The plot, such as it is, involves the Bad Grandpa on a road
trip to take his eight-year-old grandson (Jackson Nicoll) to the boy’s dad.
It’s mainly an excuse to stage moments like shoplifting from a convenience
store, which culminates in the manager yelling at them in the parking lot,
saying quite rightly that the boy should be taken away from him. Another gag
involves a funeral with invited strangers, thinking they’re helping a poor old
man’s grief, witnessing the body (fake, of course, but awfully real looking)
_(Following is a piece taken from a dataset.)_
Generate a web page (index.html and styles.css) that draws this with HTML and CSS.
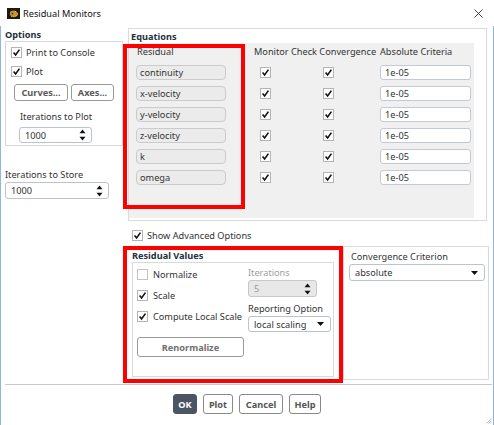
FILE: index.html
```html
<!DOCTYPE html>
<html lang="en">
<head>
<meta charset="utf-8">
<title>Residual Monitors</title>
<link rel="stylesheet" href="styles.css">
</head>
<body>
<div class="window">
  <div class="titlebar">
    <svg class="app-icon" viewBox="0 0 13 11">
      <rect width="13" height="11" fill="#1f1a10"/>
      <ellipse cx="7" cy="6" rx="4.2" ry="2.2" fill="#c9962e"/>
      <path d="M3 4.5c1.5-1.6 4.5-1.8 6.5-.6M4 8.2c2 .9 4.6.6 6-.8" stroke="#e8b84a" stroke-width="1" fill="none"/>
      <circle cx="5.5" cy="5.6" r="0.9" fill="#3a2a0a"/>
    </svg>
    <span class="title">Residual Monitors</span>
    <svg class="close" viewBox="0 0 9 9"><path d="M0.5 0.5 8.5 8.5M8.5 0.5 0.5 8.5"/></svg>
  </div>

  <div class="frame">
    <div class="main">
      <!-- Options column -->
      <div class="left">
        <div class="group-title">Options</div>
        <div class="options-box">
          <label class="check-row"><span class="cb"><svg viewBox="0 0 9 9"><path d="M1.6 4.6 3.6 7 7.4 1.6"/></svg></span>Print to Console</label>
          <label class="check-row"><span class="cb"><svg viewBox="0 0 9 9"><path d="M1.6 4.6 3.6 7 7.4 1.6"/></svg></span>Plot</label>
          <div class="btn-row">
            <button class="btn curves">Curves...</button>
            <button class="btn axes">Axes...</button>
          </div>
          <div class="field-label plot-label">Iterations to Plot</div>
          <div class="spin plot-spin"><span>1000</span>
            <svg class="arrows" viewBox="0 0 7 12"><polygon points="3.5,0.5 6.5,4.2 0.5,4.2"/><polygon points="0.5,7.8 6.5,7.8 3.5,11.5"/></svg>
          </div>
        </div>
        <div class="field-label store-label">Iterations to Store</div>
        <div class="spin store-spin"><span>1000</span>
          <svg class="arrows" viewBox="0 0 7 12"><polygon points="3.5,0.5 6.5,4.2 0.5,4.2"/><polygon points="0.5,7.8 6.5,7.8 3.5,11.5"/></svg>
        </div>
      </div>

      <!-- Equations and advanced options -->
      <div class="right">
        <div class="equations">
          <div class="group-title eq-title">Equations</div>
          <div class="eq-grid">
            <div class="head first">Residual</div>
            <div class="head">Monitor</div>
            <div class="head">Check Convergence</div>
            <div class="head">Absolute Criteria</div>

            <div class="name">continuity</div>
            <div class="cell mon"><span class="cb"><svg viewBox="0 0 9 9"><path d="M1.6 4.6 3.6 7 7.4 1.6"/></svg></span></div>
            <div class="cell conv"><span class="cb"><svg viewBox="0 0 9 9"><path d="M1.6 4.6 3.6 7 7.4 1.6"/></svg></span></div>
            <div class="crit">1e-05</div>

            <div class="name">x-velocity</div>
            <div class="cell mon"><span class="cb"><svg viewBox="0 0 9 9"><path d="M1.6 4.6 3.6 7 7.4 1.6"/></svg></span></div>
            <div class="cell conv"><span class="cb"><svg viewBox="0 0 9 9"><path d="M1.6 4.6 3.6 7 7.4 1.6"/></svg></span></div>
            <div class="crit">1e-05</div>

            <div class="name">y-velocity</div>
            <div class="cell mon"><span class="cb"><svg viewBox="0 0 9 9"><path d="M1.6 4.6 3.6 7 7.4 1.6"/></svg></span></div>
            <div class="cell conv"><span class="cb"><svg viewBox="0 0 9 9"><path d="M1.6 4.6 3.6 7 7.4 1.6"/></svg></span></div>
            <div class="crit">1e-05</div>

            <div class="name">z-velocity</div>
            <div class="cell mon"><span class="cb"><svg viewBox="0 0 9 9"><path d="M1.6 4.6 3.6 7 7.4 1.6"/></svg></span></div>
            <div class="cell conv"><span class="cb"><svg viewBox="0 0 9 9"><path d="M1.6 4.6 3.6 7 7.4 1.6"/></svg></span></div>
            <div class="crit">1e-05</div>

            <div class="name">k</div>
            <div class="cell mon"><span class="cb"><svg viewBox="0 0 9 9"><path d="M1.6 4.6 3.6 7 7.4 1.6"/></svg></span></div>
            <div class="cell conv"><span class="cb"><svg viewBox="0 0 9 9"><path d="M1.6 4.6 3.6 7 7.4 1.6"/></svg></span></div>
            <div class="crit">1e-05</div>

            <div class="name">omega</div>
            <div class="cell mon"><span class="cb"><svg viewBox="0 0 9 9"><path d="M1.6 4.6 3.6 7 7.4 1.6"/></svg></span></div>
            <div class="cell conv"><span class="cb"><svg viewBox="0 0 9 9"><path d="M1.6 4.6 3.6 7 7.4 1.6"/></svg></span></div>
            <div class="crit">1e-05</div>
          </div>
          <div class="highlight"></div>
        </div>

        <label class="check-row adv"><span class="cb"><svg viewBox="0 0 9 9"><path d="M1.6 4.6 3.6 7 7.4 1.6"/></svg></span>Show Advanced Options</label>

        <div class="lower">
          <div class="residual-values">
            <div class="group-title rv-title">Residual Values</div>
            <div class="rv-box">
              <div class="rv-left">
                <label class="check-row rv-row"><span class="cb empty"></span>Normalize</label>
                <label class="check-row rv-row"><span class="cb"><svg viewBox="0 0 9 9"><path d="M1.6 4.6 3.6 7 7.4 1.6"/></svg></span>Scale</label>
                <label class="check-row rv-row"><span class="cb"><svg viewBox="0 0 9 9"><path d="M1.6 4.6 3.6 7 7.4 1.6"/></svg></span>Compute Local Scale</label>
                <button class="btn renorm">Renormalize</button>
              </div>
              <div class="rv-right">
                <div class="field-label muted">Iterations</div>
                <div class="spin iter-spin disabled"><span>5</span>
                  <svg class="arrows" viewBox="0 0 7 12"><polygon points="3.5,0.5 6.5,4.2 0.5,4.2"/><polygon points="0.5,7.8 6.5,7.8 3.5,11.5"/></svg>
                </div>
                <div class="field-label report-label">Reporting Option</div>
                <div class="select report-select"><span>local scaling</span>
                  <svg class="caret" viewBox="0 0 7 4"><polygon points="0,0 7,0 3.5,4"/></svg>
                </div>
              </div>
            </div>
          </div>

          <div class="criterion">
            <div class="crit-label">Convergence Criterion</div>
            <div class="select crit-select"><span>absolute</span>
              <svg class="caret" viewBox="0 0 7 4"><polygon points="0,0 7,0 3.5,4"/></svg>
            </div>
          </div>
        </div>
      </div>
    </div>

    <div class="separator"></div>

    <div class="actions">
      <button class="btn action ok">OK</button>
      <button class="btn action plot">Plot</button>
      <button class="btn action cancel">Cancel</button>
      <button class="btn action help">Help</button>
    </div>

    <svg class="grip" viewBox="0 0 7 7"><path d="M6.5 1.5 1.5 6.5M6.5 3.5 3.5 6.5M6.5 5.5 5.5 6.5"/></svg>
  </div>
</div>
</body>
</html>
```

FILE: styles.css
```css
* { box-sizing: border-box; }

html, body {
  margin: 0;
  padding: 0;
}

body {
  width: 494px;
  height: 425px;
  overflow: hidden;
  background: #fff;
  font-family: "Noto Sans", "Liberation Sans", sans-serif;
  font-size: 9.2px;
  color: #333;
}

.window {
  width: 494px;
  height: 425px;
  display: flex;
  flex-direction: column;
  background: #fff;
}

/* ---- title bar ---- */
.titlebar {
  height: 26px;
  flex: none;
  display: flex;
  align-items: center;
  padding: 0 11px 0 7px;
}

.app-icon {
  width: 13px;
  height: 11px;
  margin-right: 3px;
}

.title {
  flex: 1;
  color: #111;
  font-size: 9.2px;
}

.close {
  width: 9px;
  height: 9px;
  stroke: #444;
  stroke-width: 1;
  fill: none;
}

/* ---- dialog body ---- */
.frame {
  flex: 1;
  position: relative;
  display: flex;
  flex-direction: column;
  border-left: 1px solid #8db7e3;
  border-right: 1px solid #8db7e3;
}

.main {
  display: flex;
  height: 357px;
  flex: none;
}

.group-title {
  font-weight: 700;
  color: #253040;
  height: 13px;
  line-height: 13px;
}

/* checkbox */
.cb {
  width: 11px;
  height: 11px;
  flex: none;
  border: 1px solid #b4b4b4;
  background: #fff;
  display: inline-flex;
  align-items: center;
  justify-content: center;
}

.cb svg {
  width: 9px;
  height: 9px;
  fill: none;
  stroke: #111;
  stroke-width: 1.6;
}

.check-row {
  display: flex;
  align-items: center;
  height: 19px;
  gap: 4px;
  color: #333;
}

/* buttons */
.btn {
  font: inherit;
  font-weight: 700;
  color: #5a5a5a;
  background: #fff;
  border: 1px solid #9a9a9a;
  border-radius: 3px;
  padding: 0;
  margin: 0;
  display: flex;
  align-items: center;
  justify-content: center;
}

/* text fields */
.spin,
.select {
  position: relative;
  display: flex;
  align-items: center;
  background: #fff;
  border: 1px solid #bcc3cc;
  border-radius: 3px;
  padding-left: 5px;
  color: #333;
}

.arrows {
  position: absolute;
  right: 5px;
  top: 50%;
  width: 7px;
  height: 12px;
  margin-top: -6px;
  fill: #111;
}

.caret {
  position: absolute;
  right: 6px;
  top: 50%;
  width: 7px;
  height: 4px;
  margin-top: -2px;
  fill: #111;
}

.field-label {
  height: 14px;
  line-height: 14px;
  color: #333;
}

/* ---- left column ---- */
.left {
  width: 118px;
  margin-left: 4px;
  flex: none;
}

.left > .group-title {
  margin-top: 2px;
}

.options-box {
  height: 105px;
  border: 1px solid #d8d8d8;
  padding: 1px 0 0 5px;
}

.btn-row {
  display: flex;
  gap: 3px;
  margin: 3px 0 0 3px;
}

.btn-row .btn {
  height: 17px;
}

.curves { width: 54px; }
.axes { width: 43px; }

.plot-label {
  margin: 9px 0 0 9px;
}

.plot-spin {
  width: 73px;
  height: 16px;
  margin: 3px 0 0 8px;
}

.store-label {
  margin-top: 22px;
}

.store-spin {
  width: 104px;
  height: 17px;
}

/* ---- right column ---- */
.right {
  width: 361px;
  margin-left: 5px;
  flex: none;
}

.equations {
  position: relative;
  width: 359px;
  height: 193px;
  margin-top: 2px;
  border: 1px solid #dadada;
}

.eq-title {
  height: 14px;
  line-height: 13px;
  padding: 1px 0 0 2px;
}

.eq-grid {
  width: 345px;
  height: 175px;
  background: #f0f0f0;
  display: grid;
  grid-template-columns: 118px 37px 89px 91px;
  grid-template-rows: 22px repeat(6, 21px);
  align-items: start;
  padding-left: 7px;
}

.head {
  padding-top: 3px;
  line-height: 12px;
  white-space: nowrap;
  color: #333;
}

.head.first { padding-left: 1px; }

.name {
  width: 90px;
  height: 15px;
  line-height: 13px;
  background: #ebebeb;
  border: 1px solid #cbcbcb;
  border-radius: 4px;
  padding-left: 3px;
}

.cell { padding-top: 2px; }
.mon { padding-left: 6px; }
.conv { padding-left: 32px; }

.crit {
  width: 91px;
  height: 15px;
  line-height: 13px;
  background: #fff;
  border: 1px solid #c3cad3;
  border-radius: 3px;
  padding-left: 4px;
}

/* red emphasis frame around the residual names */
.highlight {
  position: absolute;
  left: -6px;
  top: 15px;
  width: 122px;
  height: 165px;
  border: 4px solid #ff0000;
}

.adv {
  height: 18px;
  margin: 5px 0 2px 4px;
}

.lower {
  display: flex;
  height: 137px;
  margin-left: -5px;
}

.residual-values {
  width: 220px;
  height: 137px;
  flex: none;
  border: 4px solid #ff0000;
}

.rv-title {
  height: 12px;
  line-height: 12px;
  padding: 0 0 0 5px;
}

.rv-box {
  height: 115px;
  margin: 0 5px 0 5px;
  border: 1px solid #d6dbe0;
  display: flex;
  padding: 1px 0 0 4px;
}

.rv-left {
  width: 111px;
  flex: none;
}

.rv-row {
  height: 21px;
  gap: 5px;
}

.cb.empty {
  border-color: #c4c4c4;
}

.renorm {
  width: 107px;
  height: 20px;
  margin-top: 10px;
  color: #707070;
}

.rv-right {
  width: 83px;
  flex: none;
}

.muted {
  color: #a0a0a0;
  margin-top: 2px;
}

.iter-spin {
  width: 69px;
  height: 17px;
}

.spin.disabled {
  background: #e8e8e8;
  border-color: #c8c8c8;
  color: #9a9a9a;
}

.report-label {
  margin-top: 5px;
}

.report-select {
  width: 83px;
  height: 16px;
}

.criterion {
  width: 146px;
  height: 134px;
  flex: none;
  border: 1px solid #dadada;
  padding: 0 2px 0 6px;
}

.crit-label {
  height: 16px;
  line-height: 12px;
  padding: 4px 0 0 1px;
}

.crit-select {
  width: 136px;
  height: 17px;
  margin: 1px 0 0 -1px;
}

/* ---- footer ---- */
.separator {
  height: 1px;
  background: #c9c9c9;
  margin: 1px 1px 0 4px;
  flex: none;
}

.actions {
  display: flex;
  justify-content: center;
  gap: 6px;
  margin-top: 9px;
}

.action {
  height: 20px;
  border-color: #8a8a8a;
  color: #555;
}

.ok {
  width: 24px;
  background: #4b5563;
  border-color: #4b5563;
  color: #fff;
}

.plot { width: 30px; }
.cancel { width: 44px; }
.help { width: 32px; }

.grip {
  position: absolute;
  right: 1px;
  bottom: 1px;
  width: 7px;
  height: 7px;
  stroke: #b8b8b8;
  stroke-width: 1;
  fill: none;
}
```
falling out of the casket, after which Knoxville proceeds to dance with it
while angrily insisting the congregation sing a hymn. Other gags include a
malfunctioning mechanical contraption launching the Bad Grandpa through a plate
glass window, the old man pushed in a shopping cart up to a drive-thru window,
a bout of explosive diarrhea that splatters a diner wall, and a crashed beauty
pageant featuring a risqué drag performance by the little boy. Bystanders are
often more perplexed and weirded out than anything else, especially when, say, Knoxville
takes his old man character into a male strip club and tries to muscle his way
on stage.
Compare the slack, mean pranks here to Sacha Baron Cohen’s not unproblematic overrated Borat and underrated Bruno. There Cohen tends to go after
satirical targets with his hidden-camera improv stunts. He’s hilarious and
cringe-worthy at once, precisely because it’s calibrated to tweak racist,
xenophobic, and homophobic undercurrents, blowing past the limits of propriety
to make a point. When he gets a group of people to sing his fake folk song “Throw
the Jew Down the Well,” it’s as upsetting and unnerving as it is hilarious for
the bias he unearths. When he throws a cage match in the deep south and
suddenly begins making out with his opponent mid-bout, the howls of protest
from the drunken crowd give the whole thing an edge of danger and upheaval for
the ultimate benefit of all involved, if for nothing else than the societal
observation it provokes. When Bad Grandpa goes to a bingo game, drinks the ink
out of his markers, pours lime juice down his pants, and aggressively flirts
with all the ladies around him, it’s ultimately pointless. I felt bad for those
women. They’re the butt of the joke in a scenario that exists only to have us
laugh at their discomfort.
I make Bad Grandpa sound
like an unendurable experience. I’ve no doubt that for many it would be. For me
it could have been and nearly was, but I must confess to laughing right out
loud maybe three times, even though all those best jokes are lifted from Little Miss Sunshine and Borat. And there’s some genuine
camaraderie between Knoxville and Nicoll that generates a few freestanding
moments of mild entertainment when the two characters simply scamper around
pulling pranks on each other. Maybe they work well together because they’re on
a similar level of juvenile dumbness, a mix of fearless energy and unchecked
mischievousness. It’s too bad the movie’s so sour it can’t even capitalize on
their chemistry for the sappy grandfather-grandson bonding conclusion it so
desperately tries to pull off. For me the biggest laugh comes not from any of
the elaborate dangerous or crude stunts the production pulls, but from a
comment a woman on the street directs towards the boy when confronted with the
pair: “I feel like I should take your picture and see if you’re on a milk
carton somewhere.” Otherwise the movie kept waving its pranks in my face
asking, “How about that one?” To which I could only reply, “Nope.”